Given task
Leaving out every picture, quote the data below exactly as it appears.
== Material
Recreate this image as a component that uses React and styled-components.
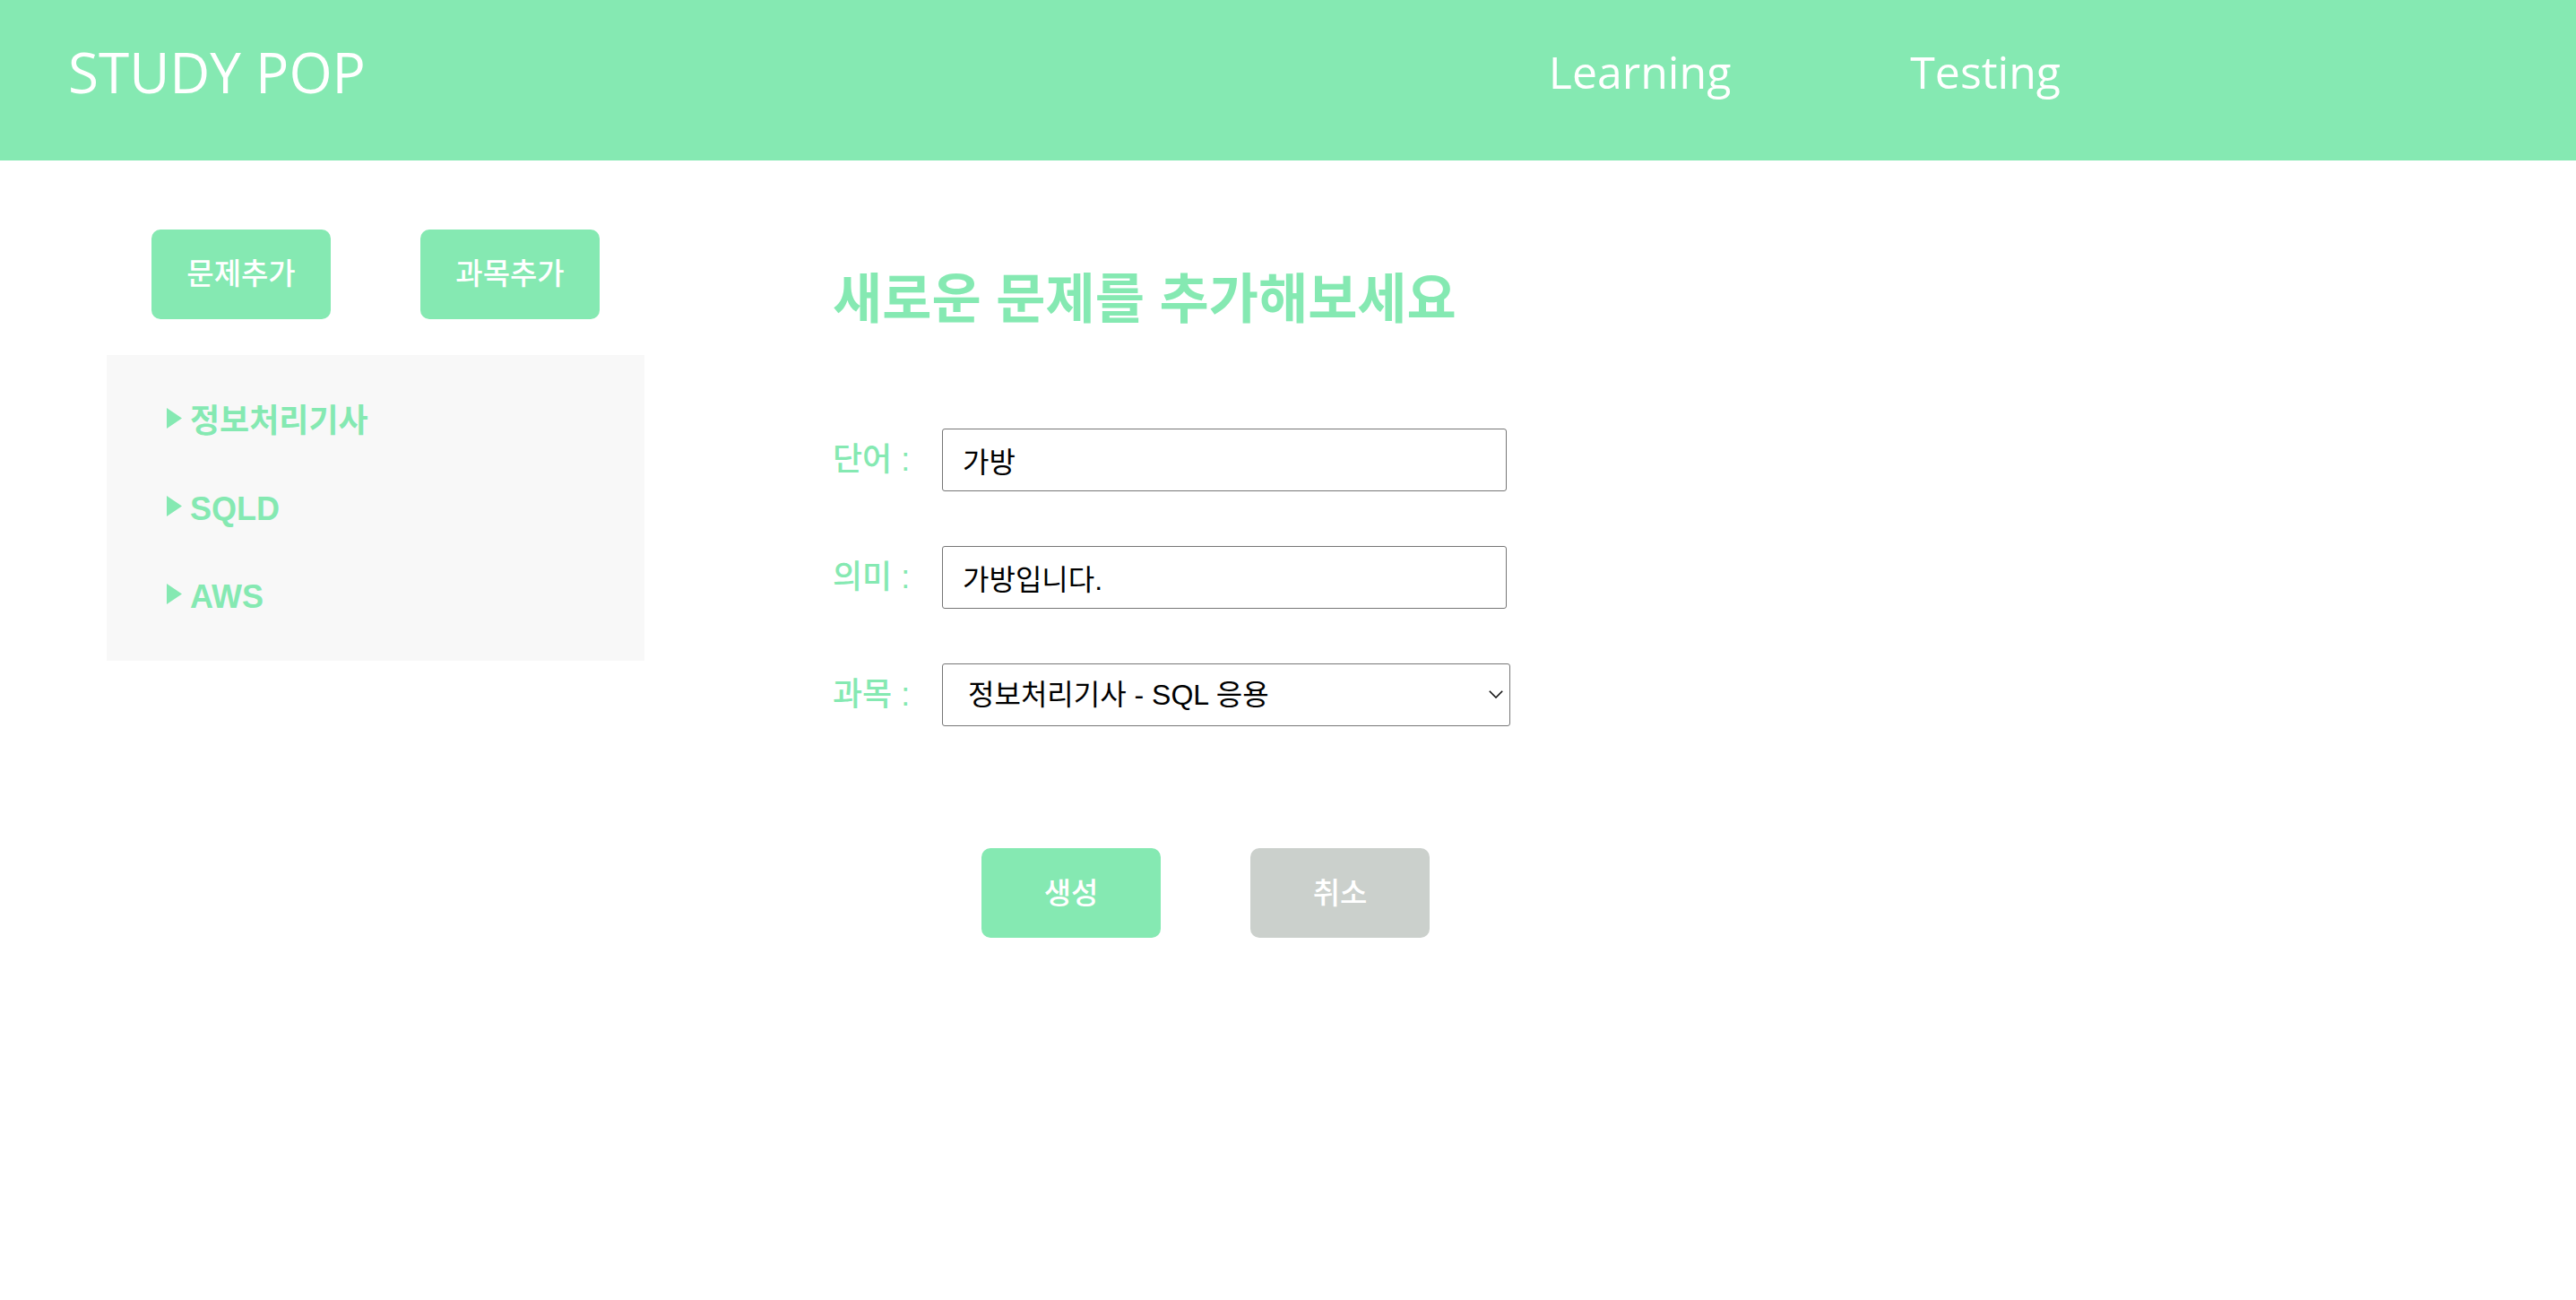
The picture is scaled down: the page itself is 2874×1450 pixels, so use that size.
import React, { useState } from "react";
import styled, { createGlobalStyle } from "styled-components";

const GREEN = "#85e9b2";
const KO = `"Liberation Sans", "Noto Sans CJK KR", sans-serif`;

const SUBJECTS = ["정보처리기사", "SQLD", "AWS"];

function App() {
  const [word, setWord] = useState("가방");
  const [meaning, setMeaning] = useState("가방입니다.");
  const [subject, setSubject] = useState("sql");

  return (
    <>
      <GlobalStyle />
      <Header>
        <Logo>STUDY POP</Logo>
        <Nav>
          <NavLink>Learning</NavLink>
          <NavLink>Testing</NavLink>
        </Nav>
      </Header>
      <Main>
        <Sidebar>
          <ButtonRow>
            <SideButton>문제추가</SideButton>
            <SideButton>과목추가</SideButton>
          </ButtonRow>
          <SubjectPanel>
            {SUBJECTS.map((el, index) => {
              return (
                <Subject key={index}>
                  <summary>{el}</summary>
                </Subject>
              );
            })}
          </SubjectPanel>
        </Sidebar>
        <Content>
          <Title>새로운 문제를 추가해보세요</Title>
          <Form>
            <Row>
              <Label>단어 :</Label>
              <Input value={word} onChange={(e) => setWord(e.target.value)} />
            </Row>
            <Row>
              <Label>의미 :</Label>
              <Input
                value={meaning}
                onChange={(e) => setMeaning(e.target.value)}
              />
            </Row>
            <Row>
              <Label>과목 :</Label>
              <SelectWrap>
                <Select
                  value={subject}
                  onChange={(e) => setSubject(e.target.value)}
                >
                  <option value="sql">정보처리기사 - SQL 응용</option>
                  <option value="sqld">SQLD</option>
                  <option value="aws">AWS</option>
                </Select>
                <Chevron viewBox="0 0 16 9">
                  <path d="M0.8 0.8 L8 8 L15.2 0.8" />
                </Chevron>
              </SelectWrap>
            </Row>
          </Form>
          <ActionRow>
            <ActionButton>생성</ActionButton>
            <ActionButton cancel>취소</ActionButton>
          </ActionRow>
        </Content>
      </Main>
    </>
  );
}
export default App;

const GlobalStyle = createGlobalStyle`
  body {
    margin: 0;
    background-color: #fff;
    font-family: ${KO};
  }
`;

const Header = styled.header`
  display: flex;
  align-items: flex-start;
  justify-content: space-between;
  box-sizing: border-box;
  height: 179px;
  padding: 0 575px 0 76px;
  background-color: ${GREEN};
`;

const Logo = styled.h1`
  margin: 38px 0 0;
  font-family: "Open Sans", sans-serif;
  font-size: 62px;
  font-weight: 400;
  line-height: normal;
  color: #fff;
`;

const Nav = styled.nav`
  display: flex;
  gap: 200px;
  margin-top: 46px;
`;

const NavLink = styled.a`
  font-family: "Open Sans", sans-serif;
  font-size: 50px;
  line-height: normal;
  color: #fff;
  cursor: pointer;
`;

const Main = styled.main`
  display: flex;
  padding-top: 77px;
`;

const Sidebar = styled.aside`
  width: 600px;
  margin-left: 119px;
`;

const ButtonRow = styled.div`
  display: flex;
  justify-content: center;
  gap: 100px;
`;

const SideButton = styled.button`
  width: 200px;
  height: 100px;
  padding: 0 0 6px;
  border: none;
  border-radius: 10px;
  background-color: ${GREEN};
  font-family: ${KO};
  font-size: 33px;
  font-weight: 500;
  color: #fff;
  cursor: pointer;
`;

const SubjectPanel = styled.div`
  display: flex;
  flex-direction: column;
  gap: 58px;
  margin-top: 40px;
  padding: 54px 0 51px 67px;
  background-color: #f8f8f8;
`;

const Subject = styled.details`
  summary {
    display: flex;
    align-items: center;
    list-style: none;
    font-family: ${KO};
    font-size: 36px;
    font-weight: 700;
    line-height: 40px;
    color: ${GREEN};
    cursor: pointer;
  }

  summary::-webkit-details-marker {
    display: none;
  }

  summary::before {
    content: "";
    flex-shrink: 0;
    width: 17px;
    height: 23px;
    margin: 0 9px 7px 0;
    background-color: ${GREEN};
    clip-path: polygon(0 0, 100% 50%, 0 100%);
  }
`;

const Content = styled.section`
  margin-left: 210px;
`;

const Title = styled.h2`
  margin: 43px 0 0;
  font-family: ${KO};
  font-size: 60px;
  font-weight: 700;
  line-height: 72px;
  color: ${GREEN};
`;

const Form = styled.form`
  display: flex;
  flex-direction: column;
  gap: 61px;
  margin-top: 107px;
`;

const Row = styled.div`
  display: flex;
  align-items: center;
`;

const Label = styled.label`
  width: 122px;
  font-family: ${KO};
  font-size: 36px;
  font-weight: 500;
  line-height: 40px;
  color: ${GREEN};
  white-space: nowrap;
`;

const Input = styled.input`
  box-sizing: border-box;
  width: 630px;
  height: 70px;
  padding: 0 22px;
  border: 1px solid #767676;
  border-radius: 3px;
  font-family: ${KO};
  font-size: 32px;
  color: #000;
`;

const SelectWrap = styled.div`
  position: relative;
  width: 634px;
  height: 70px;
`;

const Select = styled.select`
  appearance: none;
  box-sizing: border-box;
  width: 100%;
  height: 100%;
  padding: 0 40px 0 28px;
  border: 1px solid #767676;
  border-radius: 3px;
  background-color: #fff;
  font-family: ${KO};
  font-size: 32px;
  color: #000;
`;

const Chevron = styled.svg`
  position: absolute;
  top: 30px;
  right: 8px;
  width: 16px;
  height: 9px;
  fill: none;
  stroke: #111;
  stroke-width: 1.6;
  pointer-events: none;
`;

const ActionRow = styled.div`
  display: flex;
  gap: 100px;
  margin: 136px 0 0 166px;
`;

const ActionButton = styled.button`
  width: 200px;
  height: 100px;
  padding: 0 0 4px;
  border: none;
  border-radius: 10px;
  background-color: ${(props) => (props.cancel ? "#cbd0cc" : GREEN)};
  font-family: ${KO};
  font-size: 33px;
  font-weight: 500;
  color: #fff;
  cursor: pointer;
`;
====
Final result
Recreate this image as a component that uses React and styled-components.
The picture is scaled down: the page itself is 2874×1450 pixels, so use that size.
import React, { useState } from "react";
import styled, { createGlobalStyle } from "styled-components";

const GREEN = "#85e9b2";
const KO = `"Liberation Sans", "Noto Sans CJK KR", sans-serif`;

const SUBJECTS = ["정보처리기사", "SQLD", "AWS"];

function App() {
  const [word, setWord] = useState("가방");
  const [meaning, setMeaning] = useState("가방입니다.");
  const [subject, setSubject] = useState("sql");

  return (
    <>
      <GlobalStyle />
      <Header>
        <Logo>STUDY POP</Logo>
        <Nav>
          <NavLink>Learning</NavLink>
          <NavLink>Testing</NavLink>
        </Nav>
      </Header>
      <Main>
        <Sidebar>
          <ButtonRow>
            <SideButton>문제추가</SideButton>
            <SideButton>과목추가</SideButton>
          </ButtonRow>
          <SubjectPanel>
            {SUBJECTS.map((el, index) => {
              return (
                <Subject key={index}>
                  <summary>{el}</summary>
                </Subject>
              );
            })}
          </SubjectPanel>
        </Sidebar>
        <Content>
          <Title>새로운 문제를 추가해보세요</Title>
          <Form>
            <Row>
              <Label>단어 :</Label>
              <Input value={word} onChange={(e) => setWord(e.target.value)} />
            </Row>
            <Row>
              <Label>의미 :</Label>
              <Input
                value={meaning}
                onChange={(e) => setMeaning(e.target.value)}
              />
            </Row>
            <Row>
              <Label>과목 :</Label>
              <SelectWrap>
                <Select
                  value={subject}
                  onChange={(e) => setSubject(e.target.value)}
                >
                  <option value="sql">정보처리기사 - SQL 응용</option>
                  <option value="sqld">SQLD</option>
                  <option value="aws">AWS</option>
                </Select>
                <Chevron viewBox="0 0 16 9">
                  <path d="M0.8 0.8 L8 8 L15.2 0.8" />
                </Chevron>
              </SelectWrap>
            </Row>
          </Form>
          <ActionRow>
            <ActionButton>생성</ActionButton>
            <ActionButton cancel>취소</ActionButton>
          </ActionRow>
        </Content>
      </Main>
    </>
  );
}
export default App;

const GlobalStyle = createGlobalStyle`
  body {
    margin: 0;
    background-color: #fff;
    font-family: ${KO};
  }
`;

const Header = styled.header`
  display: flex;
  align-items: flex-start;
  justify-content: space-between;
  box-sizing: border-box;
  height: 179px;
  padding: 0 575px 0 76px;
  background-color: ${GREEN};
`;

const Logo = styled.h1`
  margin: 38px 0 0;
  font-family: "Open Sans", sans-serif;
  font-size: 62px;
  font-weight: 400;
  line-height: normal;
  color: #fff;
`;

const Nav = styled.nav`
  display: flex;
  gap: 200px;
  margin-top: 46px;
`;

const NavLink = styled.a`
  font-family: "Open Sans", sans-serif;
  font-size: 50px;
  line-height: normal;
  color: #fff;
  cursor: pointer;
`;

const Main = styled.main`
  display: flex;
  padding-top: 77px;
`;

const Sidebar = styled.aside`
  width: 600px;
  margin-left: 119px;
`;

const ButtonRow = styled.div`
  display: flex;
  justify-content: center;
  gap: 100px;
`;

const SideButton = styled.button`
  width: 200px;
  height: 100px;
  padding: 0 0 6px;
  border: none;
  border-radius: 10px;
  background-color: ${GREEN};
  font-family: ${KO};
  font-size: 33px;
  font-weight: 500;
  color: #fff;
  cursor: pointer;
`;

const SubjectPanel = styled.div`
  display: flex;
  flex-direction: column;
  gap: 58px;
  margin-top: 40px;
  padding: 54px 0 51px 67px;
  background-color: #f8f8f8;
`;

const Subject = styled.details`
  summary {
    display: flex;
    align-items: center;
    list-style: none;
    font-family: ${KO};
    font-size: 36px;
    font-weight: 700;
    line-height: 40px;
    color: ${GREEN};
    cursor: pointer;
  }

  summary::-webkit-details-marker {
    display: none;
  }

  summary::before {
    content: "";
    flex-shrink: 0;
    width: 17px;
    height: 23px;
    margin: 0 9px 7px 0;
    background-color: ${GREEN};
    clip-path: polygon(0 0, 100% 50%, 0 100%);
  }
`;

const Content = styled.section`
  margin-left: 210px;
`;

const Title = styled.h2`
  margin: 43px 0 0;
  font-family: ${KO};
  font-size: 60px;
  font-weight: 700;
  line-height: 72px;
  color: ${GREEN};
`;

const Form = styled.form`
  display: flex;
  flex-direction: column;
  gap: 61px;
  margin-top: 107px;
`;

const Row = styled.div`
  display: flex;
  align-items: center;
`;

const Label = styled.label`
  width: 122px;
  font-family: ${KO};
  font-size: 36px;
  font-weight: 500;
  line-height: 40px;
  color: ${GREEN};
  white-space: nowrap;
`;

const Input = styled.input`
  box-sizing: border-box;
  width: 630px;
  height: 70px;
  padding: 0 22px;
  border: 1px solid #767676;
  border-radius: 3px;
  font-family: ${KO};
  font-size: 32px;
  color: #000;
`;

const SelectWrap = styled.div`
  position: relative;
  width: 634px;
  height: 70px;
`;

const Select = styled.select`
  appearance: none;
  box-sizing: border-box;
  width: 100%;
  height: 100%;
  padding: 0 40px 0 28px;
  border: 1px solid #767676;
  border-radius: 3px;
  background-color: #fff;
  font-family: ${KO};
  font-size: 32px;
  color: #000;
`;

const Chevron = styled.svg`
  position: absolute;
  top: 30px;
  right: 8px;
  width: 16px;
  height: 9px;
  fill: none;
  stroke: #111;
  stroke-width: 1.6;
  pointer-events: none;
`;

const ActionRow = styled.div`
  display: flex;
  gap: 100px;
  margin: 136px 0 0 166px;
`;

const ActionButton = styled.button`
  width: 200px;
  height: 100px;
  padding: 0 0 4px;
  border: none;
  border-radius: 10px;
  background-color: ${(props) => (props.cancel ? "#cbd0cc" : GREEN)};
  font-family: ${KO};
  font-size: 33px;
  font-weight: 500;
  color: #fff;
  cursor: pointer;
`;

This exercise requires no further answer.